Certo, non lavorate in cima a un’impalcatura e un errore difficilmente causa morti e feriti. Ma può causare danni a chi vi paga, perché bene o male, purché se ne parli è uno dei più grandi equivoci della storia e parlare male di un brand o di un’organizzazione fa male a quel brand o quell’organizzazione.

E voi ne siete responsabili, col vostro contratto precario e mal pagato.

Quindi vi dicono e vi ripetono cosa fare e cosa non fare, con la sicurezza che ha solo chi sa gestire perfettamente tempeste simulate al computer, ma non si è mai trovato dentro a una tempesta vera.

Chi ve lo dice è a volte un vostro collega, in alcuni casi un collega che è passato dall’altra parte e ha abbandonato Hootsuite e altri aggeggi per la gestione di account social e si è messo a insegnare agli altri come fare quel lavoro. Spesso, invece, è qualcuno che non ha mai gestito un account Twitter che non fosse il proprio, che non sospetta nemmeno che Facebook permette di scegliere se commentare col proprio account o con la pagina che si gestisce.

E quindi fa presto a parlare. Cosa ne sa lui di un livetweeting complesso? Di un utente fastidioso che non dà tregua?

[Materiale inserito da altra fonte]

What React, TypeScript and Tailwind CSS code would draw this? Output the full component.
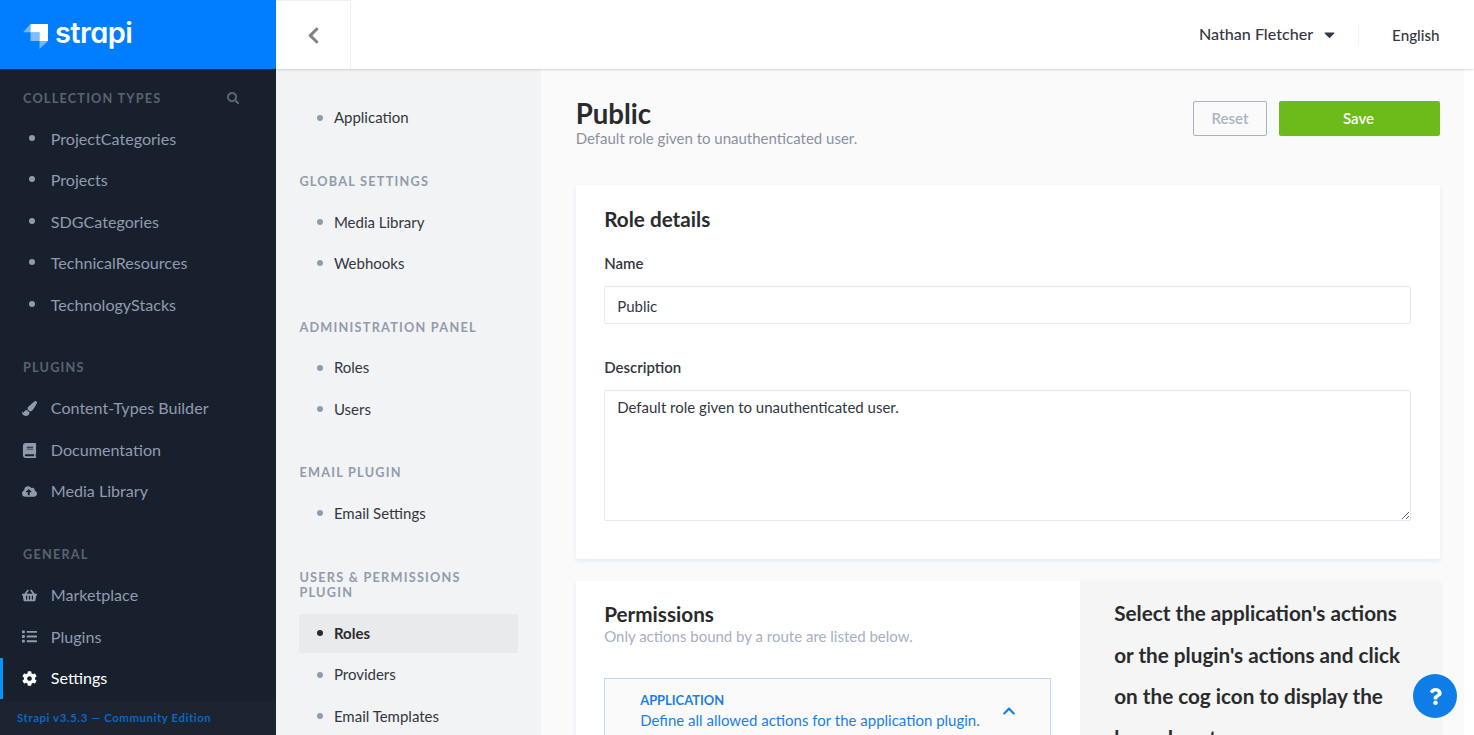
import React from "react";
import {
  FaSearch,
  FaPaintBrush,
  FaBook,
  FaCloudUploadAlt,
  FaShoppingBasket,
  FaList,
  FaCog,
  FaChevronLeft,
  FaChevronUp,
  FaCaretDown,
  FaQuestion,
} from "react-icons/fa";

type MenuLink = { label: string; icon?: React.ReactNode; active?: boolean };

const menu: { title: string; search?: boolean; links: MenuLink[] }[] = [
  {
    title: "Collection Types",
    search: true,
    links: [
      { label: "ProjectCategories" },
      { label: "Projects" },
      { label: "SDGCategories" },
      { label: "TechnicalResources" },
      { label: "TechnologyStacks" },
    ],
  },
  {
    title: "Plugins",
    links: [
      { label: "Content-Types Builder", icon: <FaPaintBrush /> },
      { label: "Documentation", icon: <FaBook /> },
      { label: "Media Library", icon: <FaCloudUploadAlt /> },
    ],
  },
  {
    title: "General",
    links: [
      { label: "Marketplace", icon: <FaShoppingBasket /> },
      { label: "Plugins", icon: <FaList /> },
      { label: "Settings", icon: <FaCog />, active: true },
    ],
  },
];

const settings: { title?: string; links: string[]; active?: string }[] = [
  { links: ["Application"] },
  { title: "Global Settings", links: ["Media Library", "Webhooks"] },
  { title: "Administration Panel", links: ["Roles", "Users"] },
  { title: "Email Plugin", links: ["Email Settings"] },
  {
    title: "Users & Permissions Plugin",
    links: ["Roles", "Providers", "Email Templates"],
    active: "Roles",
  },
];

function Logo() {
  return (
    <div className="flex h-[69px] shrink-0 items-start bg-[#007eff] pl-[23px]">
      <svg className="mt-6 h-[25px] w-[25px]" viewBox="0 0 25 25" fill="#fff">
        <path d="M7.5 0H25v17h-8.5V8.2h-9z" />
        <path d="M7.5 0v8.2H0z" opacity=".45" />
        <path d="M7.5 8.2h9V17h-9z" opacity=".5" />
        <path d="M16.5 17H25l-8.5 8z" opacity=".45" />
      </svg>
      <span className="mt-[14px] ml-[7px] font-[Inter,sans-serif] text-[29px] leading-[38px] font-semibold tracking-[-0.6px] text-white [font-feature-settings:'cv11']">
        strapi
      </span>
    </div>
  );
}

function LeftMenu() {
  return (
    <aside className="flex w-[276.4px] shrink-0 flex-col bg-[#18202e]">
      <Logo />
      <nav className="flex min-h-0 flex-1 flex-col gap-[21px] pt-2">
        {menu.map((section) => (
          <section key={section.title}>
            <div className="flex h-[41.4px] items-center justify-between pr-[37px] pl-[23px] text-[#5b6370]">
              <h3 className="pt-px text-[12.7px] font-bold tracking-[1.2px] uppercase">{section.title}</h3>
              {section.search && <FaSearch className="mt-px text-[12.5px]" />}
            </div>
            {section.links.map((link) => (
              <a
                key={link.label}
                className={`flex h-[41.45px] items-center border-l-3 text-[16.1px] ${
                  link.active ? "border-[#0097f7] text-white" : "border-transparent text-[#919bae]"
                }`}
              >
                <span className="ml-[19px] flex w-[15px] justify-center text-[15px]">
                  {link.icon ?? <span className="mb-[2.4px] ml-[4px] size-1.5 rounded-full bg-[#919bae]" />}
                </span>
                <span className="-mt-[0.4px] ml-[13.8px]">{link.label}</span>
              </a>
            ))}
          </section>
        ))}
      </nav>
      <footer className="flex h-[34.5px] shrink-0 items-center bg-[#1c2431] pl-[17px] text-[11.4px] font-bold tracking-[0.58px] text-[#0d66c2]">
        Strapi v3.5.3 — Community Edition
      </footer>
    </aside>
  );
}

function SettingsNav() {
  return (
    <nav className="w-[265px] shrink-0 overflow-hidden bg-[#f2f3f4] px-[23px] pt-[29px]">
      {settings.map((group, i) => (
        <section key={i} className="mb-[36.9px]">
          {group.title && (
            <h3 className="mb-[12.4px] text-[12.7px] leading-[15.8px] font-bold tracking-[1.24px] text-[#919bae] uppercase">
              {group.title}
            </h3>
          )}
          {group.links.map((label) => {
            const active = label === group.active;
            return (
              <a
                key={label}
                className={`mb-[2.2px] flex h-[39.2px] items-center rounded-[2px] pl-[17.5px] text-[15px] ${
                  active ? "bg-[#e9eaeb] font-bold text-[#292b2c]" : "text-[#333740]"
                }`}
              >
                <span className={`mr-[11px] size-1.5 rounded-full ${active ? "bg-[#292b2c]" : "bg-[#919bae]"}`} />
                {label}
              </a>
            );
          })}
        </section>
      ))}
    </nav>
  );
}

function TopBar() {
  return (
    <header className="relative z-10 flex h-[69px] shrink-0 items-center bg-white pr-[34.5px] text-[16.1px] font-medium text-[#333740] shadow-[0_1px_2px_0_rgba(40,42,49,0.16)]">
      <button className="flex h-full w-[74.5px] items-center justify-center border-t border-r border-[#f0f1f3]">
        <FaChevronLeft className="text-[19px] text-[#808285]" />
      </button>
      <span className="ml-auto">Nathan Fletcher</span>
      <FaCaretDown className="ml-[8px] text-[17px]" />
      <span className="mr-[33px] ml-5 h-[23px] w-px bg-[#f3f4f4]" />
      <span className="pt-px text-[15.2px]">English</span>
    </header>
  );
}

function RoleDetails() {
  return (
    <section className="mt-[36px] h-[374px] shrink-0 rounded-[2px] bg-white pt-[22px] pr-[29.5px] pl-[28.5px] shadow-[0_2px_4px_0_#e3e9f3]">
      <h2 className="text-[20.7px] leading-6 font-bold text-[#292b2c]">Role details</h2>
      <label className="mt-[21.5px] block text-[15px] leading-5 font-semibold text-[#333740]">Name</label>
      <input
        className="mt-[13.5px] block h-[38px] w-full rounded-[2px] border border-[#e3e9f3] px-3 pt-px text-[15px] text-[#333740] outline-none"
        defaultValue="Public"
      />
      <label className="mt-[33px] block text-[15px] leading-5 font-semibold text-[#333740]">Description</label>
      <textarea
        className="mt-[13px] block h-[131px] w-full rounded-[2px] border border-[#e3e9f3] px-3 pt-[6px] text-[15px] leading-5 text-[#333740] outline-none"
        defaultValue="Default role given to unauthenticated user."
      />
    </section>
  );
}

function Permissions() {
  return (
    <section className="mt-[21.5px] flex h-[400px] shrink-0 bg-white shadow-[0_2px_4px_0_#e3e9f3]">
      <div className="w-[504px] shrink-0 px-[28.5px] pt-[21px]">
        <h2 className="text-[20.7px] leading-6 font-bold text-[#292b2c]">Permissions</h2>
        <p className="text-[15px] leading-5 text-[#a8afbe]">Only actions bound by a route are listed below.</p>
        <div className="mt-[32.5px] flex h-[120px] border border-[#bcd8f0] bg-[#fafafb] pr-[34.5px] pl-[35px] text-[#1c7fe5]">
          <div className="pt-[10.5px]">
            <div className="text-[12.9px] leading-5 font-bold uppercase">Application</div>
            <div className="text-[15px] leading-5">Define all allowed actions for the application plugin.</div>
          </div>
          <FaChevronUp className="mt-[24.5px] ml-auto text-[14px]" />
        </div>
      </div>
      <div className="flex-1 bg-[#f5f5f5] pt-[12.7px] pl-[34.5px] text-[20.7px] leading-[41.45px] font-bold text-[#292b2c]">
        <div>Select the application's actions</div>
        <div>or the plugin's actions and click</div>
        <div>on the cog icon to display the</div>
        <div>bound route.</div>
      </div>
    </section>
  );
}

export default function App() {
  return (
    <div className="flex h-[735px] w-[1474px] overflow-hidden bg-white font-[Lato,sans-serif]">
      <LeftMenu />
      <div className="flex min-w-0 flex-1 flex-col">
        <TopBar />
        <div className="flex min-h-0 flex-1 pr-2.5">
          <SettingsNav />
          <main className="flex min-w-0 flex-1 flex-col overflow-hidden bg-[#fafafb] pr-[24px] pl-[34.3px]">
            <div className="flex h-[80px] shrink-0 justify-between pt-[28px]">
              <div>
                <h1 className="pt-[2px] text-[27.6px] leading-[30px] font-bold text-[#292b2c]">Public</h1>
                <p className="-mt-px text-[15px] leading-5 text-[#8b91a0]">
                  Default role given to unauthenticated user.
                </p>
              </div>
              <div className="mt-1 flex gap-3 text-[15px] font-semibold">
                <button className="h-[35px] w-[74px] rounded-[2px] border border-[#aab3c5] text-[#aab3c3]">Reset</button>
                <button className="h-[35px] w-[161px] rounded-[2px] bg-[#6dbb1a] pr-[2px] text-white">Save</button>
              </div>
            </div>
            <RoleDetails />
            <Permissions />
          </main>
        </div>
      </div>
      <button className="fixed right-[17px] bottom-[17px] z-20 flex size-11 items-center justify-center rounded-full bg-[#0e7de7] text-[17px] text-white">
        <FaQuestion />
      </button>
    </div>
  );
}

Della responsabilità di rappresentare di fronte a migliaia, milioni di persone e la cache di google un’organizzazione, un’associazione, un’azienda? Si rende conto, l’esperto, che dalle vostre parole (scritte!), dalle nostre azioni dipende il modo in cui chi vi paga viene percepito?

Noi ce ne rendiamo conto. Lo sappiamo bene. Ed è per questo che siamo solidali con voi, cari social media manager. Quindi venite qui, siamo certi che se chiedete scusa nessuno se la prenderà e da domani tutto tornerà come prima. Fino al prossimo errore.